To qualify for the reduction, a de novo bank would have to have started its operations in the year in which HB 150 takes effect or in any future year. A bank would be considered to have started operations in the year the bank was issued a charter, certificate of authority or equivalent document authorizing its banking operations. Under HB 150, a de novo bank whose tax liability before the reduction equaled $1 million or less would not owe any FIT for that year, not even the minimum tax. A de novo bank whose tax liability before the reduction exceeded $1 million would owe the difference between its pre-reduction tax liability and $1 million. The reduction would apply for the 2021 tax year, which is the measurement period for returns filed for tax year 2022.

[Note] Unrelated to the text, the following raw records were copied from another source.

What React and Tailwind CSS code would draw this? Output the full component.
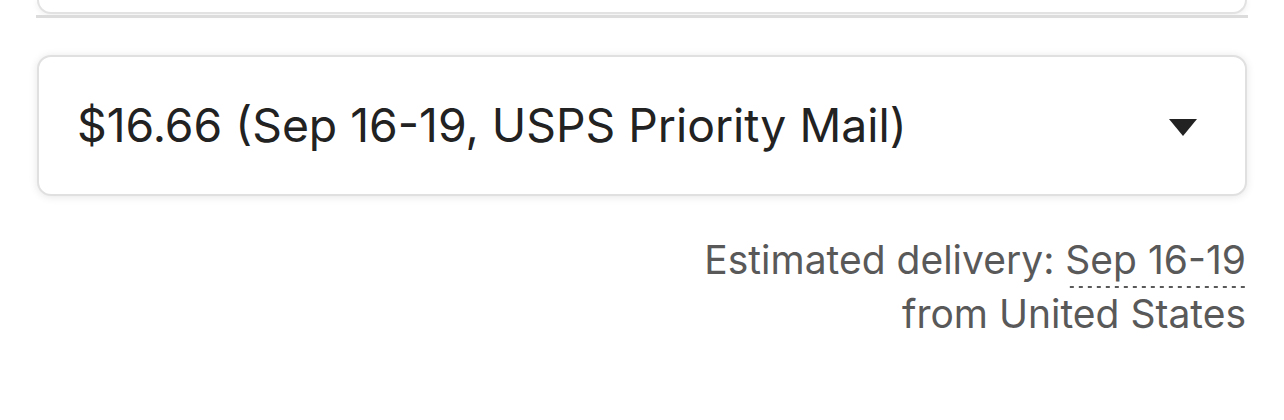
export default function App() {
  return (
    <div className="w-[1284px] h-[420px] overflow-hidden bg-white font-['Inter',sans-serif]">
      <div className="px-[36px]">
        <div className="mx-[1px] h-[14px] rounded-b-[14px] border-x-2 border-b-2 border-[#e2e2e2] bg-white shadow-[0_1px_6px_rgba(0,0,0,0.08)]"></div>
        <div className="mt-[1px] h-[3px] bg-[#dcdcdc]"></div>
      </div>
      <div className="px-[37px] pt-[37px]">
        <div className="flex h-[141px] items-center justify-between rounded-[14px] border-2 border-[#e0e0e0] bg-white pl-[38px] pr-[48px] shadow-[0_1px_8px_rgba(0,0,0,0.10)]">
          <span className="text-[46.3px] leading-none text-[#222222]">$16.66 (Sep 16-19, USPS Priority Mail)</span>
          <svg width="28" height="17" viewBox="0 0 28 17" className="mt-[4px]">
            <polygon points="0,0 28,0 14,17" fill="#222222" />
          </svg>
        </div>
      </div>
      <div className="mt-[37px] pr-[38px] text-right text-[39px] leading-[54px] text-[#595959]">
        <div>
          Estimated delivery:{" "}
          <span className="bg-[linear-gradient(to_right,#595959_50%,transparent_50%)] bg-[length:9px_2px] bg-bottom bg-repeat-x pb-[5px]">
            Sep 16-19
          </span>
        </div>
        <div>from United States</div>
      </div>
    </div>
  );
}
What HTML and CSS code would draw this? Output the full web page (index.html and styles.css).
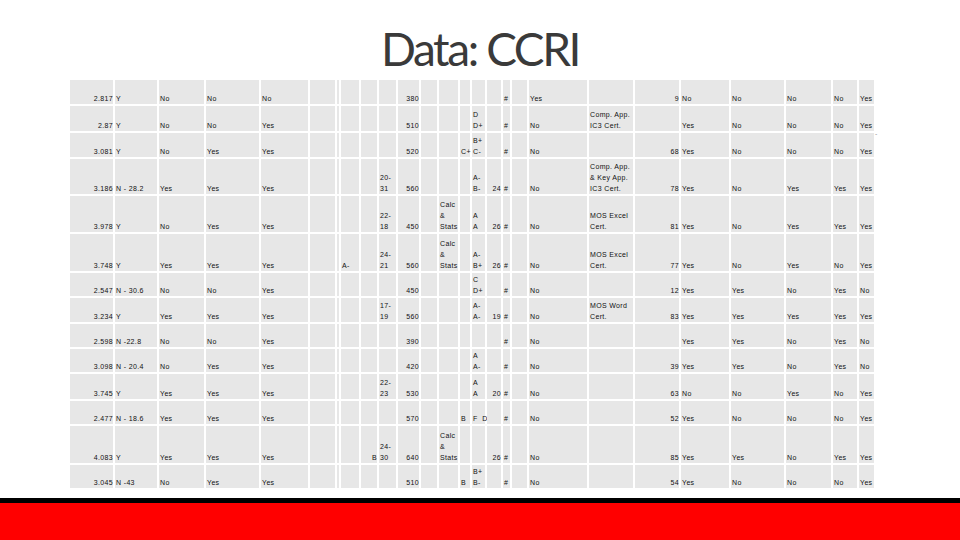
FILE: index.html
```html
<!DOCTYPE html>
<html lang="en">
<head>
<meta charset="utf-8">
<title>Data: CCRI</title>
<link rel="stylesheet" href="styles.css">
</head>
<body>
<div class="slide">
  <h1 class="title">Data: CCRI</h1>
  <div class="grid">
    <div class="row"><div>2.817</div><div>Y</div><div>No</div><div>No</div><div>No</div><div></div><div></div><div></div><div></div><div></div><div>380</div><div></div><div></div><div></div><div></div><div></div><div>#</div><div></div><div>Yes</div><div></div><div>9</div><div>No</div><div>No</div><div>No</div><div>No</div><div>Yes</div></div>
    <div class="row"><div>2.87</div><div>Y</div><div>No</div><div>No</div><div>Yes</div><div></div><div></div><div></div><div></div><div></div><div>510</div><div></div><div></div><div></div><div>D<br>D+</div><div></div><div>#</div><div></div><div>No</div><div>Comp. App.<br>IC3 Cert.</div><div></div><div>Yes</div><div>No</div><div>No</div><div>No</div><div>Yes</div></div>
    <div class="row"><div>3.081</div><div>Y</div><div>No</div><div>Yes</div><div>Yes</div><div></div><div></div><div></div><div></div><div></div><div>520</div><div></div><div></div><div>C+</div><div>B+<br>C-</div><div></div><div>#</div><div></div><div>No</div><div></div><div>68</div><div>Yes</div><div>No</div><div>No</div><div>No</div><div>Yes</div></div>
    <div class="row"><div>3.186</div><div>N - 28.2</div><div>Yes</div><div>Yes</div><div>Yes</div><div></div><div></div><div></div><div></div><div>20-<br>31</div><div>560</div><div></div><div></div><div></div><div>A-<br>B-</div><div>24</div><div>#</div><div></div><div>No</div><div>Comp. App.<br>&amp; Key App.<br>IC3 Cert.</div><div>78</div><div>Yes</div><div>No</div><div>Yes</div><div>Yes</div><div>Yes</div></div>
    <div class="row"><div>3.978</div><div>Y</div><div>No</div><div>Yes</div><div>Yes</div><div></div><div></div><div></div><div></div><div>22-<br>18</div><div>450</div><div></div><div>Calc<br>&amp;<br>Stats</div><div></div><div>A<br>A</div><div>26</div><div>#</div><div></div><div>No</div><div>MOS Excel<br>Cert.</div><div>81</div><div>Yes</div><div>No</div><div>Yes</div><div>Yes</div><div>Yes</div></div>
    <div class="row"><div>3.748</div><div>Y</div><div>Yes</div><div>Yes</div><div>Yes</div><div></div><div></div><div>A-</div><div></div><div>24-<br>21</div><div>560</div><div></div><div>Calc<br>&amp;<br>Stats</div><div></div><div>A-<br>B+</div><div>26</div><div>#</div><div></div><div>No</div><div>MOS Excel<br>Cert.</div><div>77</div><div>Yes</div><div>No</div><div>Yes</div><div>No</div><div>Yes</div></div>
    <div class="row"><div>2.547</div><div>N - 30.6</div><div>No</div><div>No</div><div>Yes</div><div></div><div></div><div></div><div></div><div></div><div>450</div><div></div><div></div><div></div><div>C<br>D+</div><div></div><div>#</div><div></div><div>No</div><div></div><div>12</div><div>Yes</div><div>Yes</div><div>No</div><div>Yes</div><div>No</div></div>
    <div class="row"><div>3.234</div><div>Y</div><div>Yes</div><div>Yes</div><div>Yes</div><div></div><div></div><div></div><div></div><div>17-<br>19</div><div>560</div><div></div><div></div><div></div><div>A-<br>A-</div><div>19</div><div>#</div><div></div><div>No</div><div>MOS Word<br>Cert.</div><div>83</div><div>Yes</div><div>Yes</div><div>Yes</div><div>Yes</div><div>Yes</div></div>
    <div class="row"><div>2.598</div><div>N -22.8</div><div>No</div><div>No</div><div>Yes</div><div></div><div></div><div></div><div></div><div></div><div>390</div><div></div><div></div><div></div><div></div><div></div><div>#</div><div></div><div>No</div><div></div><div></div><div>Yes</div><div>Yes</div><div>No</div><div>Yes</div><div>No</div></div>
    <div class="row"><div>3.098</div><div>N - 20.4</div><div>No</div><div>Yes</div><div>Yes</div><div></div><div></div><div></div><div></div><div></div><div>420</div><div></div><div></div><div></div><div>A<br>A-</div><div></div><div>#</div><div></div><div>No</div><div></div><div>39</div><div>Yes</div><div>Yes</div><div>No</div><div>Yes</div><div>No</div></div>
    <div class="row"><div>3.745</div><div>Y</div><div>Yes</div><div>Yes</div><div>Yes</div><div></div><div></div><div></div><div></div><div>22-<br>23</div><div>530</div><div></div><div></div><div></div><div>A<br>A</div><div>20</div><div>#</div><div></div><div>No</div><div></div><div>63</div><div>No</div><div>No</div><div>Yes</div><div>No</div><div>Yes</div></div>
    <div class="row"><div>2.477</div><div>N - 18.6</div><div>Yes</div><div>Yes</div><div>Yes</div><div></div><div></div><div></div><div></div><div></div><div>570</div><div></div><div></div><div>B</div><div>F&nbsp;&nbsp;D</div><div></div><div>#</div><div></div><div>No</div><div></div><div>52</div><div>Yes</div><div>No</div><div>No</div><div>No</div><div>Yes</div></div>
    <div class="row"><div>4.083</div><div>Y</div><div>Yes</div><div>Yes</div><div>Yes</div><div></div><div></div><div></div><div>B</div><div>24-<br>30</div><div>640</div><div></div><div>Calc<br>&amp;<br>Stats</div><div></div><div></div><div>26</div><div>#</div><div></div><div>No</div><div></div><div>85</div><div>Yes</div><div>Yes</div><div>No</div><div>Yes</div><div>Yes</div></div>
    <div class="row"><div>3.045</div><div>N -43</div><div>No</div><div>Yes</div><div>Yes</div><div></div><div></div><div></div><div></div><div></div><div>510</div><div></div><div></div><div>B</div><div>B+<br>B-</div><div></div><div>#</div><div></div><div>No</div><div></div><div>54</div><div>Yes</div><div>No</div><div>No</div><div>No</div><div>Yes</div></div>
  </div>
  <div class="spacer"></div>
  <div class="rule"></div>
  <div class="band"></div>
  <span class="stray">-</span>
</div>
</body>
</html>
```
FILE: styles.css
```css
* { box-sizing: border-box; }

body {
  margin: 0;
  background: #ffffff;
}

.slide {
  position: relative;
  width: 960px;
  height: 540px;
  display: flex;
  flex-direction: column;
  overflow: hidden;
  font-family: "Liberation Sans", Arial, sans-serif;
}

.title {
  height: 80px;
  margin: 0;
  padding-top: 21px;
  text-align: center;
  font-family: Lato, "Open Sans", sans-serif;
  font-weight: 400;
  font-size: 46px;
  line-height: 55px;
  letter-spacing: -2.4px;
  color: #3a3a3a;
}

.grid {
  margin-left: 70px;
  width: 804px;
  display: grid;
  grid-template-columns: 43px 42px 45px 53px 47px 25px 2px 18px 16px 17px 21px 16px 19px 10px 13px 14px 7px 15px 58px 44px 44px 48px 53px 45px 24px 15px;
  grid-template-rows: 24px 25px 24px 35px 36px 37px 23px 24px 23px 23px 25px 23px 37px 23px;
  gap: 2px;
  font-size: 7px;
  line-height: 11px;
  letter-spacing: 0.35px;
  color: #111111;
}

.row {
  display: contents;
}

.row > div {
  background: #e7e7e7;
  display: flex;
  align-items: flex-end;
  padding-left: 1px;
  white-space: nowrap;
}

.row > div:nth-child(1),
.row > div:nth-child(9),
.row > div:nth-child(11),
.row > div:nth-child(16),
.row > div:nth-child(21) {
  justify-content: flex-end;
  padding-left: 0;
}

.spacer {
  flex: 1;
}

.rule {
  height: 5px;
  background: #000000;
}

.band {
  height: 37px;
  background: #ff0000;
}

.stray {
  position: absolute;
  left: 875px;
  top: 130px;
  font-size: 7px;
  color: #999999;
}
```
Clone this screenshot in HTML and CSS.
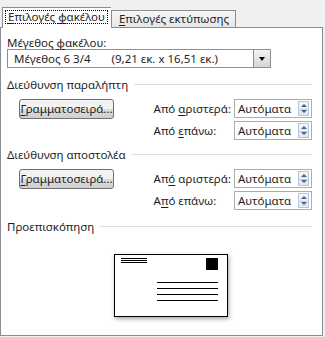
FILE: index.html
```html
<!DOCTYPE html>
<html lang="el">
<head>
  <meta charset="UTF-8">
  <title>Επιλογές φακέλου</title>
  <link rel="stylesheet" href="styles.css">
</head>
<body>

  <div class="tabs">
    <div class="tab active"><span class="focus"><u>Ε</u>πιλογές <u>φ</u>ακέλου</span></div>
    <div class="tab"><span><u>Ε</u>πιλογές εκτύπωσης</span></div>
  </div>

  <div class="panel">
    <div class="label">Μέγεθος <u>φ</u>ακέλου:</div>
    <div class="select">
      <span class="size-name">Μέγεθος 6 3/4</span>
      <span class="size-dim">(9,21 εκ. x 16,51 εκ.)</span>
      <span class="select-btn"></span>
    </div>

    <div class="group-title"><span>Διεύθυνση παραλήπτη</span></div>
    <div class="address">
      <button class="font-btn"><u>Γ</u>ραμματοσειρά...</button>
      <div class="fields">
        <span>Από <u>α</u>ριστερά:</span>
        <div class="spin"><span>Αυτόματα</span><span class="spin-btn"></span></div>
        <span>Από <u>ε</u>πάνω:</span>
        <div class="spin"><span>Αυτόματα</span><span class="spin-btn"></span></div>
      </div>
    </div>

    <div class="group-title"><span>Διεύθυνση αποστολέα</span></div>
    <div class="address">
      <button class="font-btn"><u>Γ</u>ραμματοσειρά...</button>
      <div class="fields">
        <span>Απ<u>ό</u> αριστερά:</span>
        <div class="spin"><span>Αυτόματα</span><span class="spin-btn"></span></div>
        <span>Α<u>π</u>ό επάνω:</span>
        <div class="spin"><span>Αυτόματα</span><span class="spin-btn"></span></div>
      </div>
    </div>

    <div class="group-title preview-title"><span>Προεπισκόπηση</span></div>
    <div class="preview">
      <svg class="envelope" width="114" height="63" viewBox="0 0 114 63">
        <rect x="0.5" y="0.5" width="113" height="62" fill="#fff" stroke="#000"/>
        <g stroke="#000" stroke-width="1">
          <line x1="7" y1="4.5" x2="33" y2="4.5"/>
          <line x1="7" y1="6.5" x2="33" y2="6.5"/>
          <line x1="7" y1="8.5" x2="33" y2="8.5"/>
          <line x1="43" y1="28.5" x2="104" y2="28.5"/>
          <line x1="43" y1="34.5" x2="104" y2="34.5"/>
          <line x1="43" y1="40.5" x2="104" y2="40.5"/>
          <line x1="43" y1="46.5" x2="104" y2="46.5"/>
        </g>
        <rect x="92" y="4" width="12" height="12" fill="#000"/>
      </svg>
    </div>
  </div>

</body>
</html>
```

FILE: styles.css
```css
body {
  margin: 0;
  padding: 7px 2px 1px 0;
  background: #f0f0f0;
  font-family: "Noto Sans", "Open Sans", sans-serif;
  font-size: 11.5px;
  color: #1e1e1e;
}

u {
  text-decoration-thickness: 1px;
  text-underline-offset: 2px;
}

.tabs {
  display: flex;
  align-items: flex-end;
  padding-left: 2px;
  position: relative;
  z-index: 1;
  margin-bottom: -1px;
}

.tab {
  border: 1px solid #898c95;
  border-bottom: none;
  background: linear-gradient(#f6f6f6, #e6e6e6);
  padding: 0 6px 0 7px;
  height: 16px;
  line-height: 16px;
  margin-bottom: 1px;
}

.tab.active {
  background: #fff;
  height: 20px;
  line-height: 18px;
  padding: 0 3px 0 2px;
  margin-bottom: 0;
  border-right: none;
}

.focus {
  display: inline-block;
  border: 1px dotted #000;
  padding: 0 2px;
  line-height: 12px;
  margin-top: 2px;
}

.panel {
  background: #fff;
  border: 1px solid #898c95;
  height: 307px;
  padding: 0 10px 0 6px;
}

.label {
  margin-top: 8px;
  line-height: 13px;
}

.select {
  display: flex;
  align-items: center;
  height: 17px;
  border: 1px solid #8e8f8f;
  width: 256px;
  padding-left: 6px;
}

.size-dim {
  margin-left: 21px;
}

.select-btn {
  margin-left: auto;
  width: 17px;
  height: 17px;
  box-sizing: border-box;
  border-left: 1px solid #8e8f8f;
  background: linear-gradient(#f2f2f2, #d6d6d6);
  position: relative;
}

.select-btn::after {
  content: "";
  position: absolute;
  left: 5px;
  top: 7px;
  border-left: 3px solid transparent;
  border-right: 3px solid transparent;
  border-top: 4px solid #000;
}

.group-title {
  display: flex;
  align-items: center;
  gap: 6px;
  margin-top: 8px;
  line-height: 17px;
}

.group-title::after {
  content: "";
  flex: 1;
  border-top: 1px solid #d5dfe5;
}

.address {
  display: flex;
  align-items: flex-start;
  margin-top: 6px;
}

.address + .group-title {
  margin-top: 6px;
}

.font-btn {
  font: inherit;
  color: inherit;
  margin-left: 12px;
  width: 95px;
  height: 20px;
  padding: 0;
  border: 1px solid #707070;
  border-radius: 3px;
  background: linear-gradient(#f2f2f2 50%, #dddddd 50%, #cfcfcf);
  line-height: 16px;
}

.fields {
  margin-left: auto;
  display: grid;
  grid-template-columns: auto 78px;
  column-gap: 3px;
  row-gap: 3px;
  align-items: center;
}

.spin {
  display: flex;
  align-items: center;
  height: 17px;
  border: 1px solid #abadb3;
  padding-left: 3px;
}

.spin-btn {
  margin-left: auto;
  width: 11px;
  height: 15px;
  margin-right: 2px;
  background:
    linear-gradient(#c7d6ea, #c7d6ea) center 7px / 100% 1px no-repeat,
    linear-gradient(#f4f7fb, #dde6f2);
  border: 1px solid #b9c7da;
  box-sizing: border-box;
  position: relative;
}

.spin-btn::before,
.spin-btn::after {
  content: "";
  position: absolute;
  left: 2px;
  border-left: 3px solid transparent;
  border-right: 3px solid transparent;
}

.spin-btn::before {
  top: 2px;
  border-bottom: 3px solid #4d6185;
}

.spin-btn::after {
  bottom: 2px;
  border-top: 3px solid #4d6185;
}

.address + .preview-title {
  margin-top: 8px;
}

.preview {
  display: flex;
  justify-content: center;
  margin-top: 19px;
  padding-left: 22px;
}

.envelope {
  display: block;
  filter: drop-shadow(1px 2px 2px rgba(0, 0, 0, 0.35));
}
```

CAT exclusion for mortgage lenders5
Under existing law, the CAT law’s definition of “gross receipts” excludes certain gross receipts of mortgage brokers (which are distinct from mortgage lenders under the law) and thus excluded from the CAT.6 The exclusion for a mortgage broker’s gross receipts applies to the funds the broker uses to finance a table-funded loan7 or warehouse lending loan,8 other than money the broker receives as fees or other consideration for the transaction.
HB 150 would allow mortgage lenders to exclude, from their CAT base, gross receipts from the sale or transfer of mortgage loans and mortgage-backed securities.9 The exclusion would equal the receipts representing the principal balance of mortgage loans. Under HB 150, a mortgage lender would include any lender registered as such with the Ohio Superintendent of Financial Institutions. This change would apply to tax periods beginning on or after HB 150’s effective date. Tax legislation is effective on the 91st day after its filing with the Secretary of State. Assuming Governor DeWine signs HB 150 in early January, this exclusion would be effective July 1, 2021.
If enacted, financial institutions subject to the FIT and mortgage lenders subject to the CAT will need to take these new provisions into consideration in filing required returns.
1 See Ohio Rev. Code Section 5726.04(A)(1)(b).
2 See Ohio Rev. Code Section 5726.04(A)(1)(a).
3 See HB 150, Section 1 (amending Ohio Rev. Code Section 5726.04 by adding new paragraph (A)(2).
4 See id. (amending Ohio Rev. Code Section 5726.01 by adding new subsection (W) defining “de novo bank organization”).
5 Before 2014, certain mortgage lenders were subject to the Ohio Dealer in Intangibles Tax (DIT). The DIT was repealed after 2013 and mortgage lenders that are not financial institutions subject to the FIT are subject to the CAT.
6 See Ohio Rev. Code Section 5751.01(F)(2)(w) (excluding, from the CAT law’s definition of “gross receipts,” funds received or used by a mortgage broker under a table-funding mortgage loan or warehouse lending mortgage loan).
7 Table-funded loans involve a lender taking assignment of a loan from the broker originating the loan, effectively advancing the money for the closing.
8 Warehouse lending loans involve the loan originator providing funds for a mortgage through a line of credit the originator obtains from a lender, i.e., the warehouse, and repaying the debt once the originator sells the loan into a secondary market.
9 See HB 150, Section 1 (amending Ohio Rev. Code Section 5751.01(F)(2) by adding new section (mm)).